ŞÜPHELİ
ALACAK KARŞILIĞI VE CEZA YARGISI
Dr.
A. Bumin DOĞRUSÖZ
Dünya
Gazetesi 6.10.2020
Vergi Usul Kanununun 323. maddesine göre
tahsili mümkün olmayan bir alacağın şüpheli alacak karşılığına konu edilerek
vergi matrahının dışında bırakılabilmesi için; alacağın ticari veya zirai
faaliyetle ilgili olması, dava veya icra safhasında bulunması, borçlunun iflas
etmiş olduğu hallerde alacağın iflas masasına yazdırılmış olması gerekmektedir.
Dava veya icra takibine değemeyecek kadar önemsiz alacaklarda ise yapılan
protestoya rağmen veya yazılı şekilde birden fazla istenilmiş olmasına rağmen
ödenmemiş olması gerekmektedir.
Dava veya icra safhasında olma koşulu
içerisinde bazı sorunları da barındırmaktadır. Bu koşul, ülke içinden olan
alacaklar için Türk Mahkemelerinde dava açılmış veya icra takibine başlanılmış olma
halini ifade etmektedir. Yabancı ülkelerdeki kişiler için ise Türk
Mahkemelerinde dava açmanın yeterli olup olmayacağını, geçtiğimiz yazılarda
incelemiştim. Bu gün de yine bu koşula ilişkin olarak, hangi mahkemede dava
açılmış olması gerekir sorusu üzerinde duracağım.
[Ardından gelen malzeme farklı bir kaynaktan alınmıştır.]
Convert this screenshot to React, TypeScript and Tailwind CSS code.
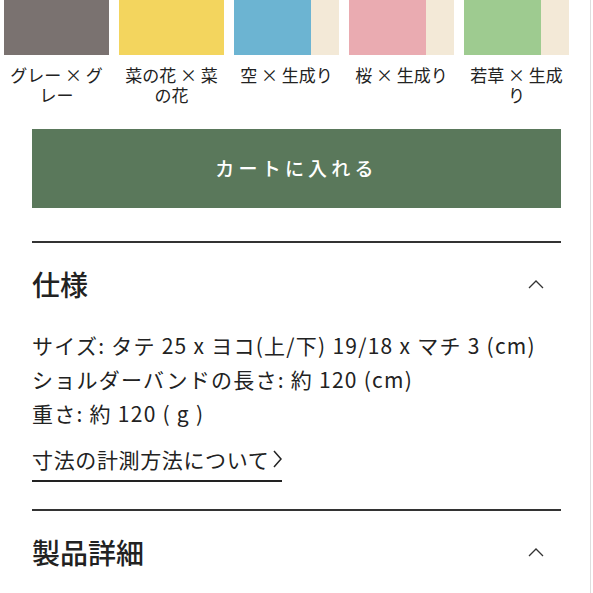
import React from "react";

type Swatch = {
  label: string;
  main: string;
  side?: string;
};

const swatches: Swatch[] = [
  { label: "グレー × グレー", main: "bg-[#7a7270]" },
  { label: "菜の花 × 菜の花", main: "bg-[#f3d55e]" },
  { label: "空 × 生成り", main: "bg-[#6cb4d2]", side: "bg-[#f3e9d7]" },
  { label: "桜 × 生成り", main: "bg-[#eaabb1]", side: "bg-[#f3e9d7]" },
  { label: "若草 × 生成り", main: "bg-[#9ecb90]", side: "bg-[#f3e9d7]" },
];

const specs = [
  "サイズ: タテ 25 x ヨコ(上/下) 19/18 x マチ 3 (cm)",
  "ショルダーバンドの長さ: 約 120 (cm)",
  "重さ: 約 120 ( g )",
];

function ChevronUp() {
  return (
    <svg width="16" height="10" viewBox="0 0 16 10" fill="none" className="mr-[17px]">
      <polyline points="1,9 8,2 15,9" stroke="#333" strokeWidth="1.3" />
    </svg>
  );
}

function ChevronRight() {
  return (
    <svg width="10" height="18" viewBox="0 0 10 18" fill="none" className="ml-[3px]">
      <polyline points="2,1 9,9 2,17" stroke="#222" strokeWidth="1.5" />
    </svg>
  );
}

export default function App() {
  return (
    <div
      className="w-[593px] h-[593px] overflow-hidden bg-white text-[#222]"
      style={{ fontFamily: '"Noto Sans CJK JP", "Noto Sans", sans-serif' }}
    >
      <div className="w-[591px] h-full border-r border-[#dedede]">
        {/* color swatches */}
        <div className="flex gap-[10px] pl-[4px]">
          {swatches.map((s) => (
            <div key={s.label} className="w-[105px] flex flex-col">
              <div className="h-[55px] flex">
                <div className={`${s.main} flex-1`} />
                {s.side && <div className={`${s.side} w-[28px]`} />}
              </div>
              <p className="mt-[10px] text-[17px] leading-[20px] text-center">
                {s.label}
              </p>
            </div>
          ))}
        </div>

        <div className="pl-[32px] pr-[29px]">
          <button className="mt-[24px] h-[79px] w-full bg-[#5a785b] text-white text-[19px] font-medium tracking-[0.22em]">
            カートに入れる
          </button>

          <div className="mt-[33px] h-[2px] bg-[#333]" />

          {/* 仕様 */}
          <div className="h-[82px] flex items-center justify-between">
            <h2 className="text-[28px] font-medium leading-none">仕様</h2>
            <ChevronUp />
          </div>

          <div className="mt-[3px] text-[21px] leading-[34px] tracking-[0.06em]">
            {specs.map((line) => (
              <p key={line}>{line}</p>
            ))}
          </div>

          <a className="mt-[12px] inline-flex items-center pb-[4px] border-b-2 border-[#222] text-[21px] leading-[34px] tracking-[0.03em]">
            寸法の計測方法について
            <ChevronRight />
          </a>

          <div className="mt-[27px] h-[2px] bg-[#333]" />

          {/* 製品詳細 */}
          <div className="h-[82px] flex items-center justify-between">
            <h2 className="text-[28px] font-medium leading-none">製品詳細</h2>
            <ChevronUp />
          </div>
        </div>
      </div>
    </div>
  );
}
Ancak öncelikle belirtilmesi gereken konu, mahkemeye
dava veya icra merciine takip dilekçesinin verilmiş olması, alacağın dava veya
icra safhasında olduğunu göstermez. Bir başka deyişle şekli veya göstermelik
bir başvuru alacağın şüpheli sayılması için yeterli değildir. Bir alacağın dava
veya icra safhasında olduğunun kabulü için mahkemeye dava veya icra merciine
takip için dilekçe verilmiş olması ve gerek mahkemeye gerek icra merciine
yapılan başvuruların ciddiyetle takip edilmesi de gerekmektedir.
Vergi Usul kanununun anılan maddesinde geçen "dava veya icra safhası" ibaresi
bizatihi "alacağın tahsili ve takibine" yönelik
yasal sürece ilişkindir. Ancak, borçlunun hareketinin aynı zamanda suç teşkil
etmesi, örneğin dolandırıcılık veya emniyeti suiistimal yahut güveni kötüye kullanma
yahut karşılıksız çek suçu gibi bir suçu oluşturması halinde cumhuriyet
savcılığına suç duyurusunda bulunulması veya borçlu aleyhine ceza davası
açılmış olması, alacağın tahsili ve takibine yönelik bir davanın
varlığını göstermez. Burada alacağın ödenmesini temine yönelik bir davanın söz
konusu olması gerekir. Suç duyurusu veya ceza davası, "alacağın tahsili ve
takibine" değil "borçlunun/suçlunun
takip ve cezalandırılmasına" yönelik bir süreçtir.
Bu nedenle tahsili mümkün olmayan alacaklar için sadece
cumhuriyet savcılığına suç duyurusunda bulunulması veya ceza mahkemelerinde
dava açılması ile şüpheli alacak karşılığı ayrılması mümkün bulunmamaktadır.
Nitekim İstanbul Vergi Dairesinin
11395140-105[VUK-1-22925]-E.356140 sayı ve 8.5.2020 günlü Özelgesi ile ortaya
konulan idari anlayışta bu yöndedir.